#### [Material to process]
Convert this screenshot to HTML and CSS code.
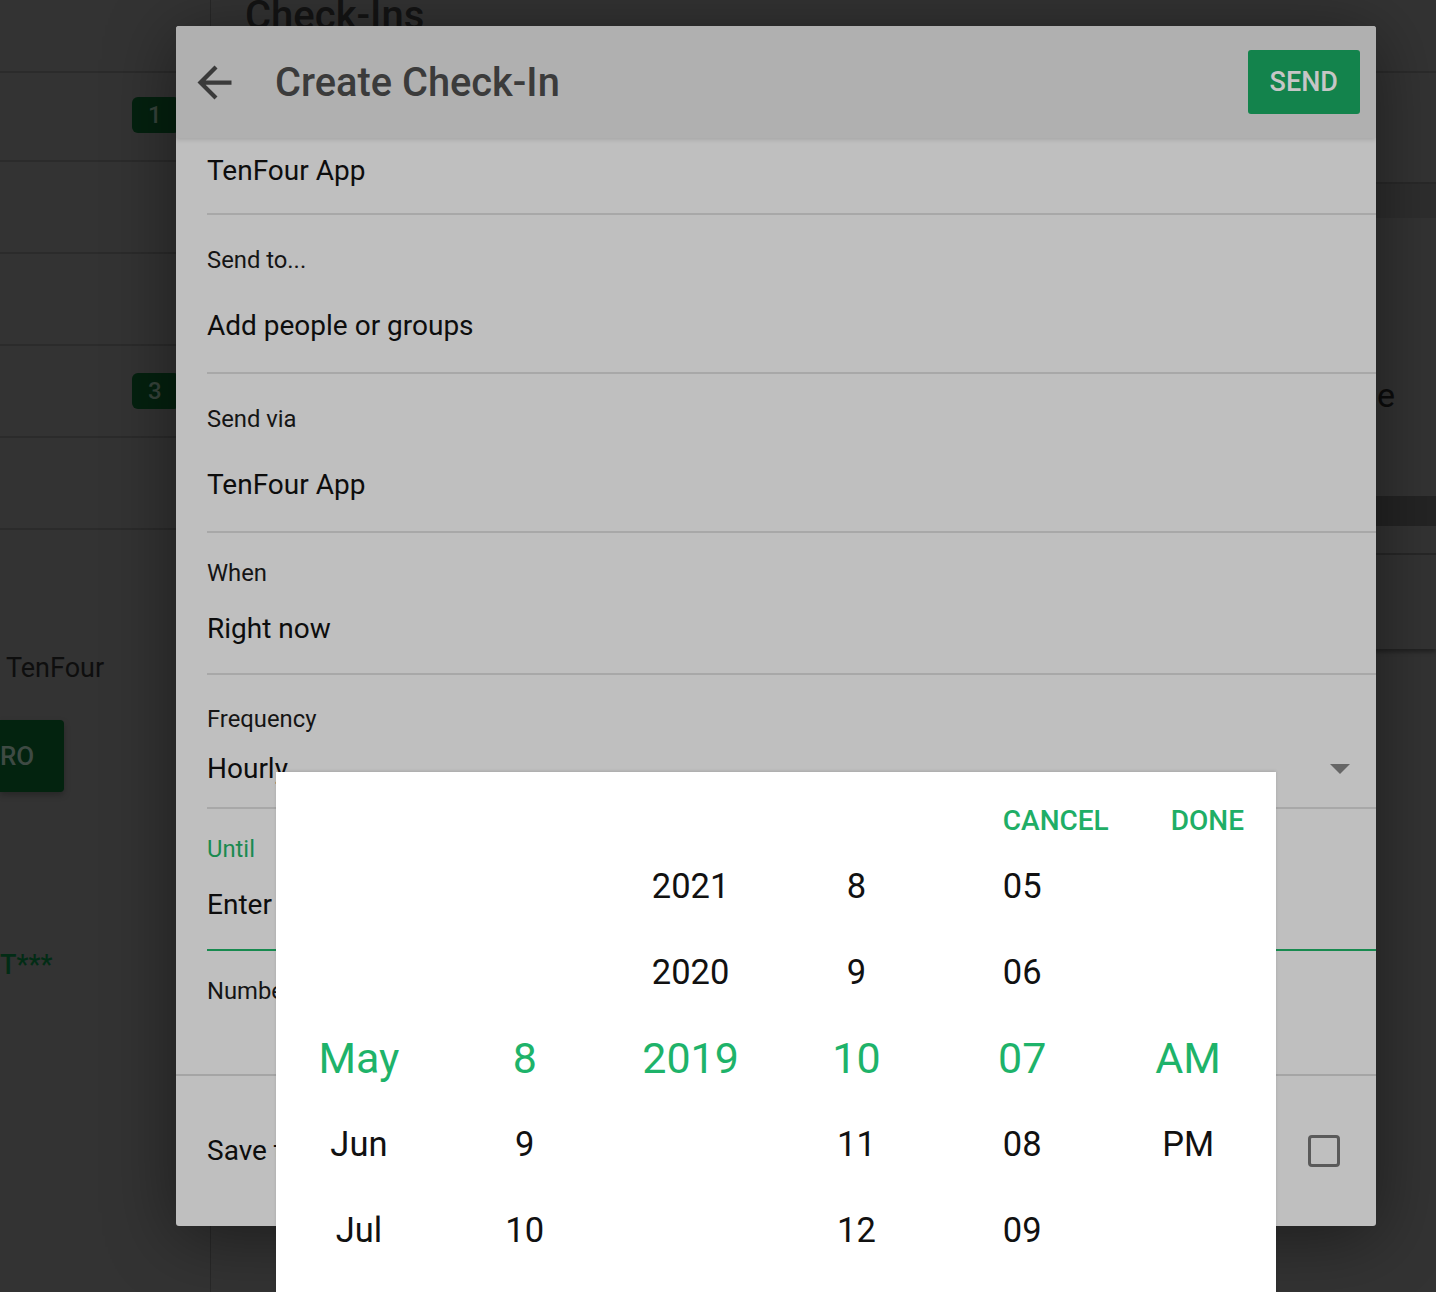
--
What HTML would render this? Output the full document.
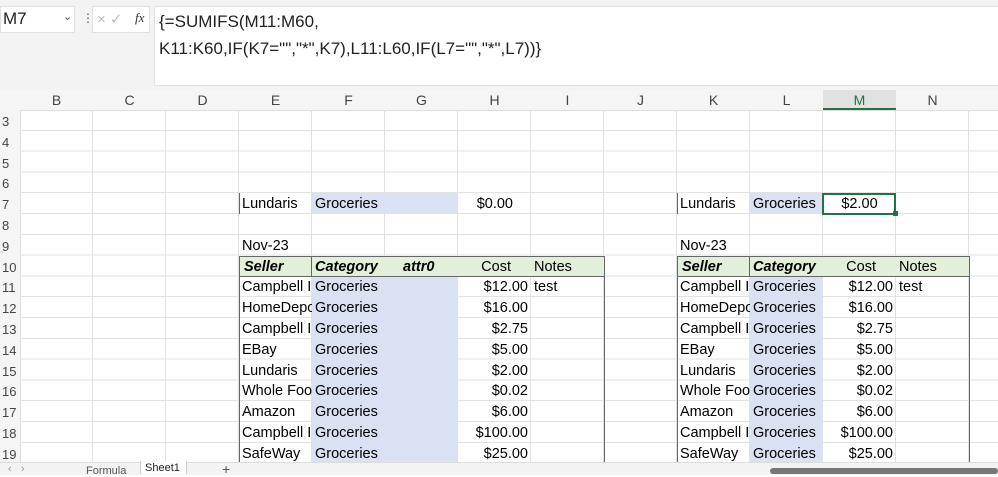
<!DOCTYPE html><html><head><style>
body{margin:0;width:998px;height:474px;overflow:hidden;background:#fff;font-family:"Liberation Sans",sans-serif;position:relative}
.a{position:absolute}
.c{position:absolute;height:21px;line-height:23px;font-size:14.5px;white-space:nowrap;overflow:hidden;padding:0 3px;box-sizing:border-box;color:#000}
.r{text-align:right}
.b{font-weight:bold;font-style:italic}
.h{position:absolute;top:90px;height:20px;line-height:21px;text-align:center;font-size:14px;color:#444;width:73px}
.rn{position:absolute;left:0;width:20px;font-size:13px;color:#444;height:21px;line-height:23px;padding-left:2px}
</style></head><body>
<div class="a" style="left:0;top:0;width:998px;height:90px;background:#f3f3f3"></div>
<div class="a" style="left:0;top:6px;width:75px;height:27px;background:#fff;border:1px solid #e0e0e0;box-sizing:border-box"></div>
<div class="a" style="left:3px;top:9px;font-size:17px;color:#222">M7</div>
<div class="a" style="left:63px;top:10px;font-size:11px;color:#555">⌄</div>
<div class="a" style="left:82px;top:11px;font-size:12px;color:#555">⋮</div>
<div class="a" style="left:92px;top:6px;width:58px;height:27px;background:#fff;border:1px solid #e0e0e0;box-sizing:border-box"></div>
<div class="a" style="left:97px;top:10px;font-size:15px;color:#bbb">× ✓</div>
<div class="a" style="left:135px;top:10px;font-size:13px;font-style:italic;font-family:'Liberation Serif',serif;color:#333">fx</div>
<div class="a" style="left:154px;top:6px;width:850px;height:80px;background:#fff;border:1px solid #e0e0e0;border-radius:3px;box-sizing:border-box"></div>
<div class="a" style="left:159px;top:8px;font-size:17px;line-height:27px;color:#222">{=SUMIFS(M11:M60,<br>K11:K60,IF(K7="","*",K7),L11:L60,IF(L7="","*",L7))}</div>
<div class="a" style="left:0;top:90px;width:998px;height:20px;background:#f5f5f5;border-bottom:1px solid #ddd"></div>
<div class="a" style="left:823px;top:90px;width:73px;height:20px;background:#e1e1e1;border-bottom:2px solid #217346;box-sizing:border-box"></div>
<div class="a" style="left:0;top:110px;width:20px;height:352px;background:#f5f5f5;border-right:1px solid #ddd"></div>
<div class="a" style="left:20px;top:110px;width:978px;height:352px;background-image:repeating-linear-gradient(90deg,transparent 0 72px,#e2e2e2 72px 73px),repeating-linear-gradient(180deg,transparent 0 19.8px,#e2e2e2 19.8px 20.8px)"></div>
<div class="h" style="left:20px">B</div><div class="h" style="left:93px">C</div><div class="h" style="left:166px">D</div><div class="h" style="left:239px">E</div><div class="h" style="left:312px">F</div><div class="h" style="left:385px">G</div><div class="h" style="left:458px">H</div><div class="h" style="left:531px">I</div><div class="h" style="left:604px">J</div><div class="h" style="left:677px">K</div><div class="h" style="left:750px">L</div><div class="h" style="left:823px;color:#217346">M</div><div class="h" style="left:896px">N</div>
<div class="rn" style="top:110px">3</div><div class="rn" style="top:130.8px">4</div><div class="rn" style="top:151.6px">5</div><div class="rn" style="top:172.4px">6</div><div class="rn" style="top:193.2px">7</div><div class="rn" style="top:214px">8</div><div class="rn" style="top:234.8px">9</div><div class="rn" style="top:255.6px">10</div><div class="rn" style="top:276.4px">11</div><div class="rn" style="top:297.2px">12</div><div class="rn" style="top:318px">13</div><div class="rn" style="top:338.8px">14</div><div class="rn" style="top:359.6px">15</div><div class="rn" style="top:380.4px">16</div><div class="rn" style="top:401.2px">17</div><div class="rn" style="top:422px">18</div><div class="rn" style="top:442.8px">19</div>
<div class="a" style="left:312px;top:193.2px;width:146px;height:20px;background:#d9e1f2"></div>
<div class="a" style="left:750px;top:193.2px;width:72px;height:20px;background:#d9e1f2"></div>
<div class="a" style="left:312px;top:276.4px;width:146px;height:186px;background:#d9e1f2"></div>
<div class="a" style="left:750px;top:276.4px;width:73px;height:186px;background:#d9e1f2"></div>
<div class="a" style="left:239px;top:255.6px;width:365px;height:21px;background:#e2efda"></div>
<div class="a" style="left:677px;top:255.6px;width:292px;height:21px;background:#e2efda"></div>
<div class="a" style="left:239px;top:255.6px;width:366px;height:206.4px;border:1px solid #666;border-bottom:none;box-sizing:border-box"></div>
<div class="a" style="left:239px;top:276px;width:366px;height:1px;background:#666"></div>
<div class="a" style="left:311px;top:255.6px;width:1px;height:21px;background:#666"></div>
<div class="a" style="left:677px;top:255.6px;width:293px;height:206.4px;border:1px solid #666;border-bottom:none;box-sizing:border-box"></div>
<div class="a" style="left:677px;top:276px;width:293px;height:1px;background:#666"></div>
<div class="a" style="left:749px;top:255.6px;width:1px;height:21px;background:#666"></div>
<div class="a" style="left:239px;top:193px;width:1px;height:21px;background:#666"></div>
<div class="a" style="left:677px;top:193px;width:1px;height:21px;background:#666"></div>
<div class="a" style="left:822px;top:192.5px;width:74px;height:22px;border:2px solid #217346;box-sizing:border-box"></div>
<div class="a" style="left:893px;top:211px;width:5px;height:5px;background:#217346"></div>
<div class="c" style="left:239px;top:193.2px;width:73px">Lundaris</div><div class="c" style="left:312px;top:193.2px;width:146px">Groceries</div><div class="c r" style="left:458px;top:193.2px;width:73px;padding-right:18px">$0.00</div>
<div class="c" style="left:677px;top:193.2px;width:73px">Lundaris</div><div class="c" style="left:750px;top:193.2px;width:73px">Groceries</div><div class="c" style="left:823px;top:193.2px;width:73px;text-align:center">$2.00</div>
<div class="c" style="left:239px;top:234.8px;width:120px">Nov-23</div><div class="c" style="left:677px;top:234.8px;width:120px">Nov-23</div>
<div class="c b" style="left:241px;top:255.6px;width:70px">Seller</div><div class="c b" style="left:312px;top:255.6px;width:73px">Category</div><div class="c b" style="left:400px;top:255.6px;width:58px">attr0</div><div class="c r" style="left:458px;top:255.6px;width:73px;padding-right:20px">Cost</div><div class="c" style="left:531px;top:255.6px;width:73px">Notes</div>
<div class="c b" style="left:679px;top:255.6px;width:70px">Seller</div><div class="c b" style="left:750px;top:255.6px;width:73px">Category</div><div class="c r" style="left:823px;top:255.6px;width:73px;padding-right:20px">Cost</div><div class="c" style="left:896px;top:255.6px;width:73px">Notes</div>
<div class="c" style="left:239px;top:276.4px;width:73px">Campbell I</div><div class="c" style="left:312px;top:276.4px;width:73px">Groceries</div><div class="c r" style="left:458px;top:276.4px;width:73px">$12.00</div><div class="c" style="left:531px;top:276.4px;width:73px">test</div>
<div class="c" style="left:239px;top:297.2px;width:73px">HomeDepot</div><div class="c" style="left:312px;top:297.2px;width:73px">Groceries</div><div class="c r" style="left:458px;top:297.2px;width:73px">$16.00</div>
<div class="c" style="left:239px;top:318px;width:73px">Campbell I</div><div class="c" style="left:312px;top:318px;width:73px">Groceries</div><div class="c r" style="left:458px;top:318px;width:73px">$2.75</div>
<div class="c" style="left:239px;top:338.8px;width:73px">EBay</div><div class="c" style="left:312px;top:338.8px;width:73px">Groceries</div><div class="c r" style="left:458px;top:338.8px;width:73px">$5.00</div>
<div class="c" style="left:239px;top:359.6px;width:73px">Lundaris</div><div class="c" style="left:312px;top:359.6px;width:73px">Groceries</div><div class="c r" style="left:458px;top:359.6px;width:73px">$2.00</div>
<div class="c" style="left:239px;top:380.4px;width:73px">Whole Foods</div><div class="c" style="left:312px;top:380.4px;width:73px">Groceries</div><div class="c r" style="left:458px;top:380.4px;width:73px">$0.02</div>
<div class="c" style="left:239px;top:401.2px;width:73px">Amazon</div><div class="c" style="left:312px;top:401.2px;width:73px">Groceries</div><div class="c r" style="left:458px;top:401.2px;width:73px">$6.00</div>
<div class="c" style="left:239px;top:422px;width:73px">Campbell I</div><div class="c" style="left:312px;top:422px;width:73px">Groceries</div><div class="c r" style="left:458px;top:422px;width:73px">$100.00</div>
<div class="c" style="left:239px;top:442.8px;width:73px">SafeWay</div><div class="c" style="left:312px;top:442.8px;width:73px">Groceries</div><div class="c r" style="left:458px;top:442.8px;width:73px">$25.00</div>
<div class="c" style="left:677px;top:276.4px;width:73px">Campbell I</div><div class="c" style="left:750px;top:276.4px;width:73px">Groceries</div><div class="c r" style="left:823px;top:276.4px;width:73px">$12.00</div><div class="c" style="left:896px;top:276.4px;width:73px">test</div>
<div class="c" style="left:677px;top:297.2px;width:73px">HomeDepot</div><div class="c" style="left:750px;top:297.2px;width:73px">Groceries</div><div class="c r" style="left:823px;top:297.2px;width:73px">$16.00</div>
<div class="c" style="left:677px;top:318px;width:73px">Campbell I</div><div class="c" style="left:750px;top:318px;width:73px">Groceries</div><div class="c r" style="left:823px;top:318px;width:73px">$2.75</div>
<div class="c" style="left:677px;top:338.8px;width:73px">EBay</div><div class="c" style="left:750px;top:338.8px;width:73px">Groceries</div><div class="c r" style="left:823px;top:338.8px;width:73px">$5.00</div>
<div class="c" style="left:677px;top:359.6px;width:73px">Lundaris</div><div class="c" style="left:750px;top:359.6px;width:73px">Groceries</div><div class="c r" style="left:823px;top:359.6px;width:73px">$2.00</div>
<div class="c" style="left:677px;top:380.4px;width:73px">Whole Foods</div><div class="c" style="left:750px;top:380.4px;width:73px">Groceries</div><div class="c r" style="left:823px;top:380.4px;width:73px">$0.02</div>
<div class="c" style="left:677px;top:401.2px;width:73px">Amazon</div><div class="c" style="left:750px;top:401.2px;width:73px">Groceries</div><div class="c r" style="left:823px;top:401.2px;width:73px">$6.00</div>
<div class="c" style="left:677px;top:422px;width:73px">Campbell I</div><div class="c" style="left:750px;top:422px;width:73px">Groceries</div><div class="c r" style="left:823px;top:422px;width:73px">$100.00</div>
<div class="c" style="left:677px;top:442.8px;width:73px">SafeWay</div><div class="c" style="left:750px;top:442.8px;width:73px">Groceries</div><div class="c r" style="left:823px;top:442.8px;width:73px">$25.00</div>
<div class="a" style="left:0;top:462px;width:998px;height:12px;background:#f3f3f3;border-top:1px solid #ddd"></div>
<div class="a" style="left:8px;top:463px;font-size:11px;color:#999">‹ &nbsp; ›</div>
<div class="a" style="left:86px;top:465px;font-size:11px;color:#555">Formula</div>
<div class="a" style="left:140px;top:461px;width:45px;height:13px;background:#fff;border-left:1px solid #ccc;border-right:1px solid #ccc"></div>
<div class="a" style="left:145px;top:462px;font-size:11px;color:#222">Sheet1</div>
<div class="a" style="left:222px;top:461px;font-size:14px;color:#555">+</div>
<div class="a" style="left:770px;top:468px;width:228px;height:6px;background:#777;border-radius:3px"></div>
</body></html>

#### [Exercise]
How many of the lines above include the string "this"? Answer with the number only.

#### [The output]
2